--- start RECORDED DATA ---
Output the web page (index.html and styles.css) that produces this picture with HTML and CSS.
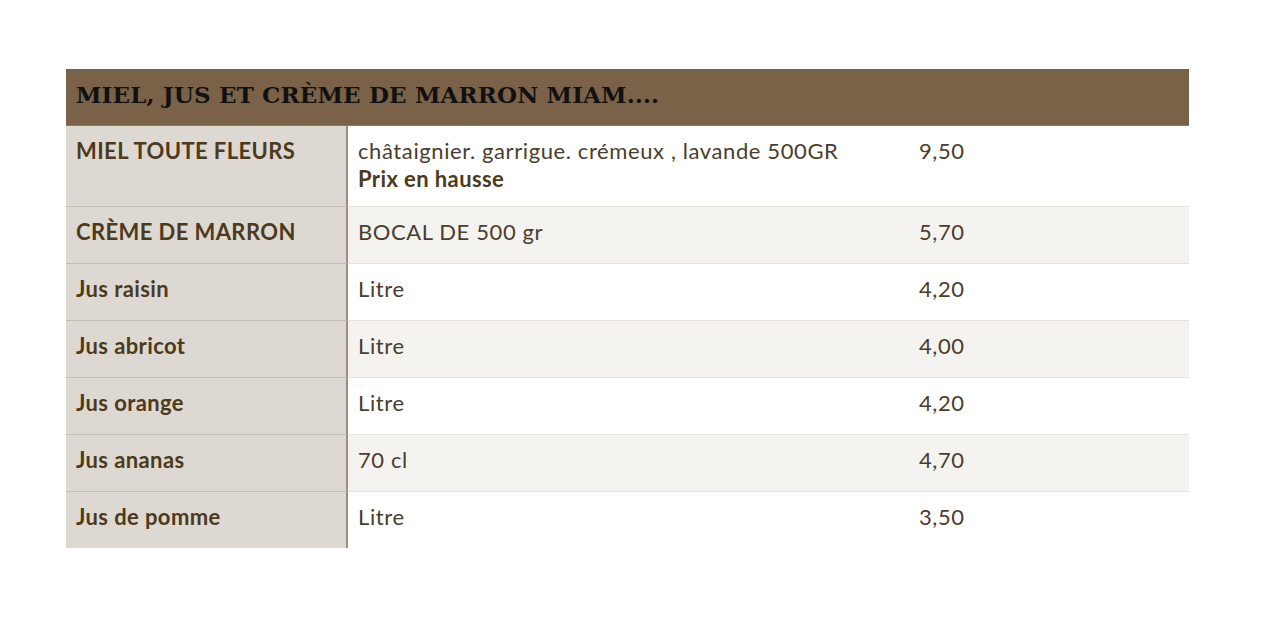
FILE: index.html
```html
<!DOCTYPE html>
<html lang="fr">
<head>
<meta charset="utf-8">
<link rel="stylesheet" href="styles.css">
</head>
<body>
<div class="page">
  <div class="menu">
    <div class="menu-head">MIEL, JUS ET CRÈME DE MARRON MIAM....</div>
    <div class="row row-odd row-tall">
      <div class="name">MIEL TOUTE FLEURS</div>
      <div class="desc">châtaignier. garrigue. crémeux , lavande 500GR<br><strong>Prix en hausse</strong></div>
      <div class="price">9,50</div>
    </div>
    <div class="row row-even">
      <div class="name">CRÈME DE MARRON</div>
      <div class="desc">BOCAL DE 500 gr</div>
      <div class="price">5,70</div>
    </div>
    <div class="row row-odd">
      <div class="name">Jus raisin</div>
      <div class="desc">Litre</div>
      <div class="price">4,20</div>
    </div>
    <div class="row row-even">
      <div class="name">Jus abricot</div>
      <div class="desc">Litre</div>
      <div class="price">4,00</div>
    </div>
    <div class="row row-odd">
      <div class="name">Jus orange</div>
      <div class="desc">Litre</div>
      <div class="price">4,20</div>
    </div>
    <div class="row row-even">
      <div class="name">Jus ananas</div>
      <div class="desc">70 cl</div>
      <div class="price">4,70</div>
    </div>
    <div class="row row-odd row-last">
      <div class="name">Jus de pomme</div>
      <div class="desc">Litre</div>
      <div class="price">3,50</div>
    </div>
  </div>
</div>
</body>
</html>
```
FILE: styles.css
```css
html, body {
  margin: 0;
  padding: 0;
  background: #ffffff;
}
.page {
  padding: 69px 91px 0 66px;
}
.menu {
  width: 1123px;
  font-family: Lato, "Open Sans", sans-serif;
  font-size: 22px;
  color: #4a3d2c;
}
.menu-head {
  height: 57px;
  box-sizing: border-box;
  background: #7a6248;
  border-bottom: 1px solid #8c7a66;
  padding: 12px 0 0 10px;
  font-family: "DejaVu Serif", "Liberation Serif", serif;
  font-weight: bold;
  font-size: 23px;
  letter-spacing: 0.15px;
  color: #111;
}
.row {
  display: grid;
  grid-template-columns: 282px 571px 1fr;
  height: 57px;
  box-sizing: border-box;
  border-bottom: 1px solid #e6e2dc;
}
.row-tall {
  height: 81px;
}
.row-last {
  border-bottom: none;
  height: 56px;
}
.row-odd { background: #ffffff; }
.row-even { background: #f5f3f0; }
.name {
  background: #ddd8d1;
  border-right: 2px solid #9c8f80;
  border-bottom: 1px solid #c6beb3;
  margin-bottom: -1px;
  padding: 11px 10px 0 10px;
  font-weight: bold;
  font-size: 22px;
  letter-spacing: 0.4px;
  color: #4d3a1c;
  line-height: 28px;
}
.row-last .name {
  margin-bottom: 0;
  border-bottom: none;
}
.desc {
  padding: 11px 10px 0 10px;
  line-height: 28px;
  letter-spacing: 0.6px;
}
.desc strong {
  color: #4d3a1c;
  font-weight: bold;
  letter-spacing: 0.4px;
}
.price {
  padding: 11px 0 0 0;
  line-height: 28px;
  letter-spacing: 0.6px;
}
```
--- end RECORDED DATA ---
WORK TO DO:
Take the listing above and print it exactly, apart from the pictures.

RESPONSE:
Output the web page (index.html and styles.css) that produces this picture with HTML and CSS.
FILE: index.html
```html
<!DOCTYPE html>
<html lang="fr">
<head>
<meta charset="utf-8">
<link rel="stylesheet" href="styles.css">
</head>
<body>
<div class="page">
  <div class="menu">
    <div class="menu-head">MIEL, JUS ET CRÈME DE MARRON MIAM....</div>
    <div class="row row-odd row-tall">
      <div class="name">MIEL TOUTE FLEURS</div>
      <div class="desc">châtaignier. garrigue. crémeux , lavande 500GR<br><strong>Prix en hausse</strong></div>
      <div class="price">9,50</div>
    </div>
    <div class="row row-even">
      <div class="name">CRÈME DE MARRON</div>
      <div class="desc">BOCAL DE 500 gr</div>
      <div class="price">5,70</div>
    </div>
    <div class="row row-odd">
      <div class="name">Jus raisin</div>
      <div class="desc">Litre</div>
      <div class="price">4,20</div>
    </div>
    <div class="row row-even">
      <div class="name">Jus abricot</div>
      <div class="desc">Litre</div>
      <div class="price">4,00</div>
    </div>
    <div class="row row-odd">
      <div class="name">Jus orange</div>
      <div class="desc">Litre</div>
      <div class="price">4,20</div>
    </div>
    <div class="row row-even">
      <div class="name">Jus ananas</div>
      <div class="desc">70 cl</div>
      <div class="price">4,70</div>
    </div>
    <div class="row row-odd row-last">
      <div class="name">Jus de pomme</div>
      <div class="desc">Litre</div>
      <div class="price">3,50</div>
    </div>
  </div>
</div>
</body>
</html>
```
FILE: styles.css
```css
html, body {
  margin: 0;
  padding: 0;
  background: #ffffff;
}
.page {
  padding: 69px 91px 0 66px;
}
.menu {
  width: 1123px;
  font-family: Lato, "Open Sans", sans-serif;
  font-size: 22px;
  color: #4a3d2c;
}
.menu-head {
  height: 57px;
  box-sizing: border-box;
  background: #7a6248;
  border-bottom: 1px solid #8c7a66;
  padding: 12px 0 0 10px;
  font-family: "DejaVu Serif", "Liberation Serif", serif;
  font-weight: bold;
  font-size: 23px;
  letter-spacing: 0.15px;
  color: #111;
}
.row {
  display: grid;
  grid-template-columns: 282px 571px 1fr;
  height: 57px;
  box-sizing: border-box;
  border-bottom: 1px solid #e6e2dc;
}
.row-tall {
  height: 81px;
}
.row-last {
  border-bottom: none;
  height: 56px;
}
.row-odd { background: #ffffff; }
.row-even { background: #f5f3f0; }
.name {
  background: #ddd8d1;
  border-right: 2px solid #9c8f80;
  border-bottom: 1px solid #c6beb3;
  margin-bottom: -1px;
  padding: 11px 10px 0 10px;
  font-weight: bold;
  font-size: 22px;
  letter-spacing: 0.4px;
  color: #4d3a1c;
  line-height: 28px;
}
.row-last .name {
  margin-bottom: 0;
  border-bottom: none;
}
.desc {
  padding: 11px 10px 0 10px;
  line-height: 28px;
  letter-spacing: 0.6px;
}
.desc strong {
  color: #4d3a1c;
  font-weight: bold;
  letter-spacing: 0.4px;
}
.price {
  padding: 11px 0 0 0;
  line-height: 28px;
  letter-spacing: 0.6px;
}
```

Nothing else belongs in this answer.